Which lines hold the word "that"? Copy each one.

══ RAW DATA ══

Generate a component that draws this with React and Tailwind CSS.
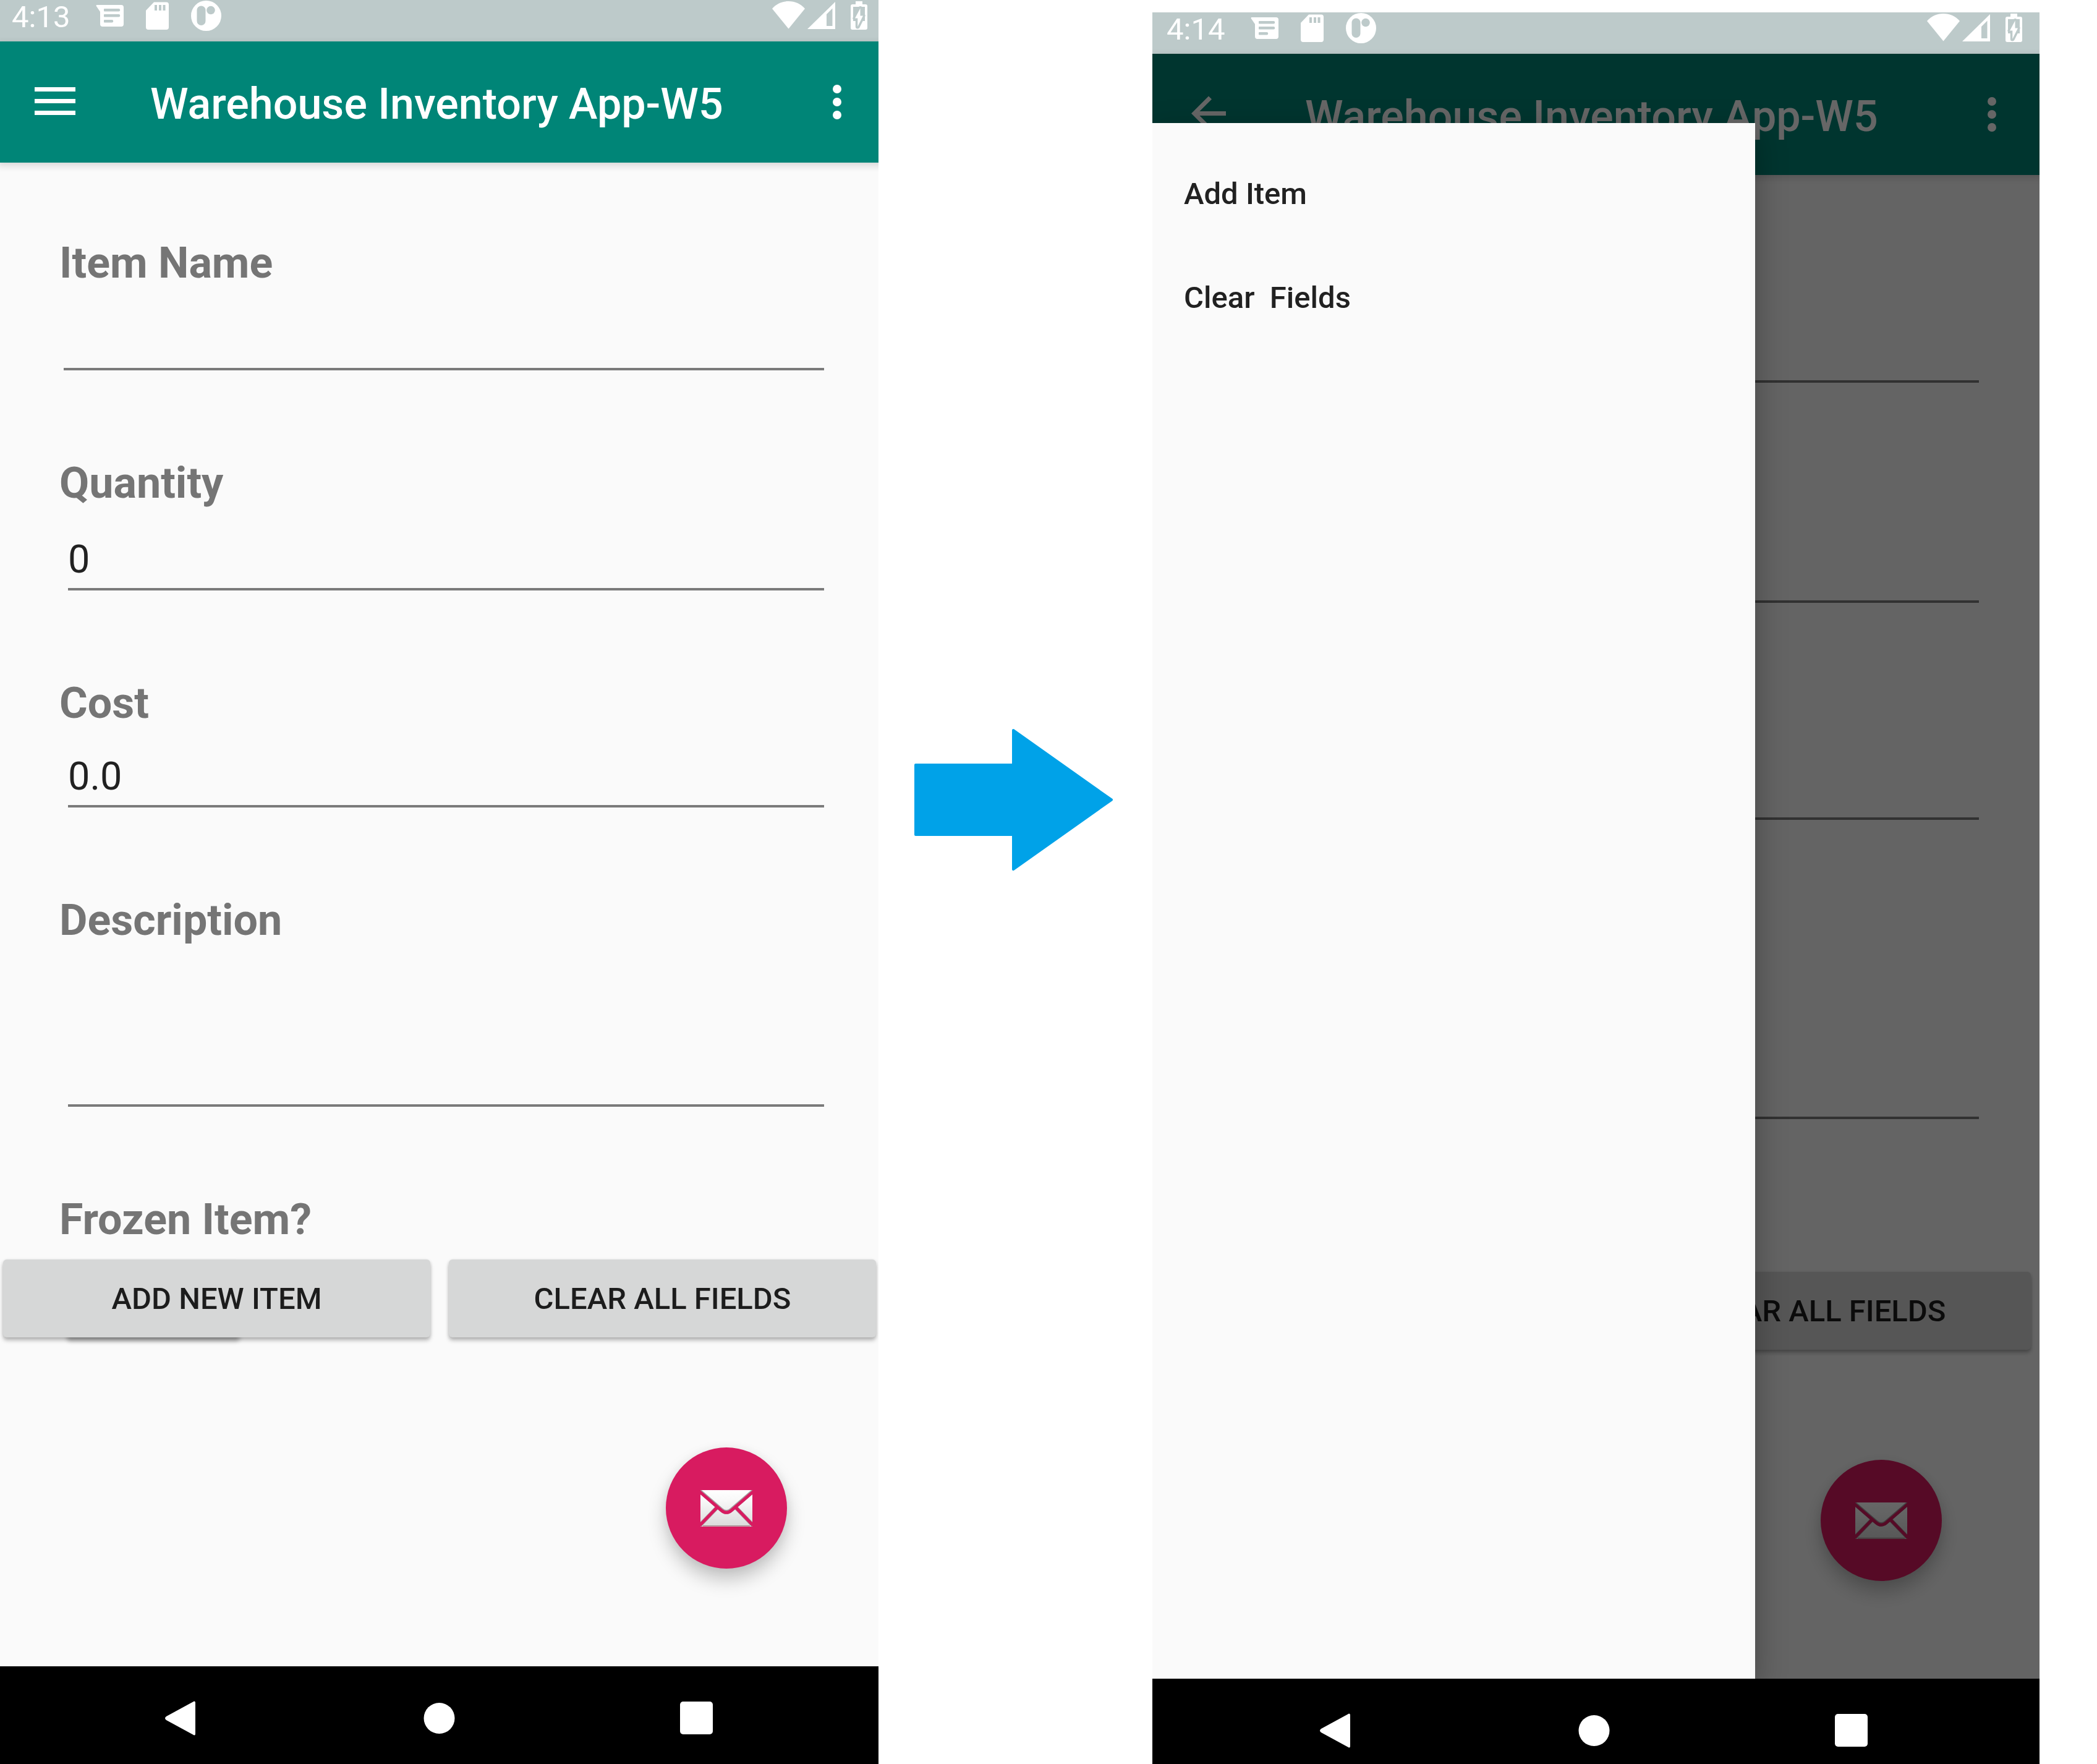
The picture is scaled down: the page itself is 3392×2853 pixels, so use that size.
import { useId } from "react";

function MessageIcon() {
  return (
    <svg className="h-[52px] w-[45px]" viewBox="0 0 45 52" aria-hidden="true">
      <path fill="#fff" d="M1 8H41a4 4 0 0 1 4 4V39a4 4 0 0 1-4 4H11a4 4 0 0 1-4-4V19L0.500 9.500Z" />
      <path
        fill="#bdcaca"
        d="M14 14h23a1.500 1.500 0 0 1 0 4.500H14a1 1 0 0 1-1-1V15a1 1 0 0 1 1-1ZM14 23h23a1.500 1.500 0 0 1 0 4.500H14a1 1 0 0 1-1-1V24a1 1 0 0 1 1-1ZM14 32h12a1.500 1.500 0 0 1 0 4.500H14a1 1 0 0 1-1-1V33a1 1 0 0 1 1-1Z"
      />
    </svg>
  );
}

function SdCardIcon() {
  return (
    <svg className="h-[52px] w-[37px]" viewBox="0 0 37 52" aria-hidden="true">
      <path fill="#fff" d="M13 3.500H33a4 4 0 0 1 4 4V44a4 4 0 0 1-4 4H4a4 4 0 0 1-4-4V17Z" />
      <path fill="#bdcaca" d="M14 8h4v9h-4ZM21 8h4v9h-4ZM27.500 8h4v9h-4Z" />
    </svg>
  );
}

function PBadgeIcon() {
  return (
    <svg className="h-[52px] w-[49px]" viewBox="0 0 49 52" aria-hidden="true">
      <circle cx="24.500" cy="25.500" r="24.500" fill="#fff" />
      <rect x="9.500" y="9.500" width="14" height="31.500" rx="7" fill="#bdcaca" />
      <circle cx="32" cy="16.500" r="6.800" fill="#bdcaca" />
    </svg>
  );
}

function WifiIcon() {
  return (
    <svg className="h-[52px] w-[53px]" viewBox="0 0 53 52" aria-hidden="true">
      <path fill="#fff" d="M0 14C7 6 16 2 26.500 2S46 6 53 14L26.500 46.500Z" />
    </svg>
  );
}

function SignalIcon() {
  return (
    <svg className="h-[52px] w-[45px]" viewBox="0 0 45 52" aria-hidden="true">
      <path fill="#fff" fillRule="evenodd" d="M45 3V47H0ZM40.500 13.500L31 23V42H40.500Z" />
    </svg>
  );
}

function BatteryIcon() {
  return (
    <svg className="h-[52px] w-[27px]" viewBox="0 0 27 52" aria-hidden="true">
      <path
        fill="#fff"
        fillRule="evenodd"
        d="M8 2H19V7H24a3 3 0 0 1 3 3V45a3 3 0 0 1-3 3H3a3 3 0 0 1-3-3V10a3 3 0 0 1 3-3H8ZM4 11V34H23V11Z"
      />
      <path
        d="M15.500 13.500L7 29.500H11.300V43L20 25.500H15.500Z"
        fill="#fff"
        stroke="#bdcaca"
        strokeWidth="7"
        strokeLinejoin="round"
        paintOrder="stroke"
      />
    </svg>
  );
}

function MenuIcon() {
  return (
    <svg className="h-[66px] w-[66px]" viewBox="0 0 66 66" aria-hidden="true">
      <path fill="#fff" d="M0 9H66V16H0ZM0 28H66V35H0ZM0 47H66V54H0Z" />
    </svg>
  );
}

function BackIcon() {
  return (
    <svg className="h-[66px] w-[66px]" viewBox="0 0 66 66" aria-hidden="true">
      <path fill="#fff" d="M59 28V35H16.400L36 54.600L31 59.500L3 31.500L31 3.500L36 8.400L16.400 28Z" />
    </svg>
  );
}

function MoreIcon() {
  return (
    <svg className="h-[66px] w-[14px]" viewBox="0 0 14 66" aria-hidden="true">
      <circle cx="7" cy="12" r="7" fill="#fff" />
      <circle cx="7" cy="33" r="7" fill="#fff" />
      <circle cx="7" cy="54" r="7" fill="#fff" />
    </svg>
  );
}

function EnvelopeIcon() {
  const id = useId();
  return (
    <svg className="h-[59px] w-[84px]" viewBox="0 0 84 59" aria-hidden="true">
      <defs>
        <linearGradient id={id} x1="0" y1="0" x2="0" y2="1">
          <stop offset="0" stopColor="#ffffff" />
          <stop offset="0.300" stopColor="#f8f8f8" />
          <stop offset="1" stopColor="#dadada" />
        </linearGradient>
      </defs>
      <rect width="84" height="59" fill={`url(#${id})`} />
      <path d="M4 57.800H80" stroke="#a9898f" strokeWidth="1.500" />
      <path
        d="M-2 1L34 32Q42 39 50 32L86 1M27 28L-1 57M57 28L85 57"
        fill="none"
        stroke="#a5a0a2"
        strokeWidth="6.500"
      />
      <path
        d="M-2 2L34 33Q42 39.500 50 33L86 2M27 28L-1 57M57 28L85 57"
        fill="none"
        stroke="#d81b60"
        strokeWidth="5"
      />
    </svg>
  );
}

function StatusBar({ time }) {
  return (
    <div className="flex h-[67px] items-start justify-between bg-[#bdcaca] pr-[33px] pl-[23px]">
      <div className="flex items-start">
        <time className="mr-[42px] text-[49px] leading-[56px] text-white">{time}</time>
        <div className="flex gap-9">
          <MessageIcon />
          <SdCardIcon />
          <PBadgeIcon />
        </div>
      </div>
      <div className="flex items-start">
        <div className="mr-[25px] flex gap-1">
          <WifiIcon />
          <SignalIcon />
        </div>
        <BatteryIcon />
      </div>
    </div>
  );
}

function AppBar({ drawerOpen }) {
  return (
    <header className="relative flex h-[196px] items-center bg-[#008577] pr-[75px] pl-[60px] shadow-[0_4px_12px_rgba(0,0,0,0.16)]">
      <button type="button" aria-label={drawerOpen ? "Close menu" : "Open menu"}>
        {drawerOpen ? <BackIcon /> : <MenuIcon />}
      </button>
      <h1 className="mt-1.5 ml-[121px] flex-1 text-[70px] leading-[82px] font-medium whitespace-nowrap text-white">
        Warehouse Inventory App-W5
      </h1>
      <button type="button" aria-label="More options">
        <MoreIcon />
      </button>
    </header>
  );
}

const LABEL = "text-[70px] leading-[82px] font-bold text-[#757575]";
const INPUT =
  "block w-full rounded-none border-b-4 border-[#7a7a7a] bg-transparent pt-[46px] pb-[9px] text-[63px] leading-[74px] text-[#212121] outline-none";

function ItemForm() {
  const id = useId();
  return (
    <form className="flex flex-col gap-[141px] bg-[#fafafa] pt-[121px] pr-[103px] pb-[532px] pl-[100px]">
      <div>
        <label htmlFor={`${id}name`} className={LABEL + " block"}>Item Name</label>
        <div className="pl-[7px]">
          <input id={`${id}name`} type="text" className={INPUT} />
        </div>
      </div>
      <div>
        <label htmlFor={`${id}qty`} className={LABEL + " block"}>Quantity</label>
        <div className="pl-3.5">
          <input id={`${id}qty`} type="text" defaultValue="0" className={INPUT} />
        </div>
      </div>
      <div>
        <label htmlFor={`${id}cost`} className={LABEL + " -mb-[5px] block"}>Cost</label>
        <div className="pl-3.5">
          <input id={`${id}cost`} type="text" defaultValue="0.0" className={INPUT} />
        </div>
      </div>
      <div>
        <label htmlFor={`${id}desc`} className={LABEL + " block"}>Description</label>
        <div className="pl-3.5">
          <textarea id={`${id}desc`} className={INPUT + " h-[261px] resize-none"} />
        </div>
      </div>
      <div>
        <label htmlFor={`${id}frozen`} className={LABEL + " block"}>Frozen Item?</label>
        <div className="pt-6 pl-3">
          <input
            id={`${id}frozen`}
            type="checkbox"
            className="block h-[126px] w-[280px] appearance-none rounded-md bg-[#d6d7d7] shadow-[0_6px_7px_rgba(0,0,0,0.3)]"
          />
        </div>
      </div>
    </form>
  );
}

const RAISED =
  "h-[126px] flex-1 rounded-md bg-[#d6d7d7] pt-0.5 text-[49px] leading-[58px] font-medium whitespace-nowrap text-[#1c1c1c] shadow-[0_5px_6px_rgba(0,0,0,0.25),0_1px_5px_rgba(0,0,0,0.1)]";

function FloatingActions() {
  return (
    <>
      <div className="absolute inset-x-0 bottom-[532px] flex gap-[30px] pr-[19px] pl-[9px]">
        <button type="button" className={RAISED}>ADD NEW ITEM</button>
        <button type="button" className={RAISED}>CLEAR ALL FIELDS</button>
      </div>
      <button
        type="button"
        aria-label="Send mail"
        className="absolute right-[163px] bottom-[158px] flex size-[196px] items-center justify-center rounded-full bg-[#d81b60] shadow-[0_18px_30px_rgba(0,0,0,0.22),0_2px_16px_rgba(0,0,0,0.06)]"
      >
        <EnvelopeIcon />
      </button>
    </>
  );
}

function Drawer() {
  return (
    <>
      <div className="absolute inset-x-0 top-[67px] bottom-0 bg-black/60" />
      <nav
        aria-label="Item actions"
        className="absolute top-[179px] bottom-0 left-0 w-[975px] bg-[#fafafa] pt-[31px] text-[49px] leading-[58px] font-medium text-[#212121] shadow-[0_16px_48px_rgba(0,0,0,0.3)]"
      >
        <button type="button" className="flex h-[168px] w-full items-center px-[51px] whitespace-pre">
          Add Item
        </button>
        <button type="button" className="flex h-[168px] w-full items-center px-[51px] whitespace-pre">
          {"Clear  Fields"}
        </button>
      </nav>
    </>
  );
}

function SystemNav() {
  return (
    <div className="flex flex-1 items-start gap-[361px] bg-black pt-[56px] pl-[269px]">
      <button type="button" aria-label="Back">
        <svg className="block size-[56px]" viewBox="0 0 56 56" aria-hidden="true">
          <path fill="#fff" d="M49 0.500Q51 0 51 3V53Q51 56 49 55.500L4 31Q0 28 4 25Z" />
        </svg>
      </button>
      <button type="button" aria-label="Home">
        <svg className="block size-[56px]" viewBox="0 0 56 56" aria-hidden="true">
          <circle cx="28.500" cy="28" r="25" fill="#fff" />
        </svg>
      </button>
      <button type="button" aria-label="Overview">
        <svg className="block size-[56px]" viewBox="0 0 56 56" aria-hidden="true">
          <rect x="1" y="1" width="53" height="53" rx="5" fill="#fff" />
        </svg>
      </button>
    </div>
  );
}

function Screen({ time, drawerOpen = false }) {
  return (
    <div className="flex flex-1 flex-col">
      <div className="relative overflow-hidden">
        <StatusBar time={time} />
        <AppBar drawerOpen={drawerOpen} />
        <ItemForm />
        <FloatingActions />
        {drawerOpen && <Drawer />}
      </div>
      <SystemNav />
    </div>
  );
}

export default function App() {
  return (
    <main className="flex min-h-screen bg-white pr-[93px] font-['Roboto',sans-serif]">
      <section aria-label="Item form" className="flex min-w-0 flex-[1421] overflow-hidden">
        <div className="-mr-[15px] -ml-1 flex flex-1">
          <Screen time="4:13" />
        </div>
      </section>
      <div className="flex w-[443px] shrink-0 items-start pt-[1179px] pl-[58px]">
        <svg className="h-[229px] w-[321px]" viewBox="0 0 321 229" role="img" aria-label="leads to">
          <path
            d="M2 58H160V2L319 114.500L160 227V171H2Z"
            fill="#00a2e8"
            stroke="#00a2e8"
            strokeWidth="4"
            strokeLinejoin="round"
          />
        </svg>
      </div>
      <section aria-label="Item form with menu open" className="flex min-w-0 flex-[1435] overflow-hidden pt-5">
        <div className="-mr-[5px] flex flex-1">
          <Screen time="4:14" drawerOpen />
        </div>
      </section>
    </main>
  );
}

═══

WRITTEN RESPONSE —
Generate a component that draws this with React and Tailwind CSS.
The picture is scaled down: the page itself is 3392×2853 pixels, so use that size.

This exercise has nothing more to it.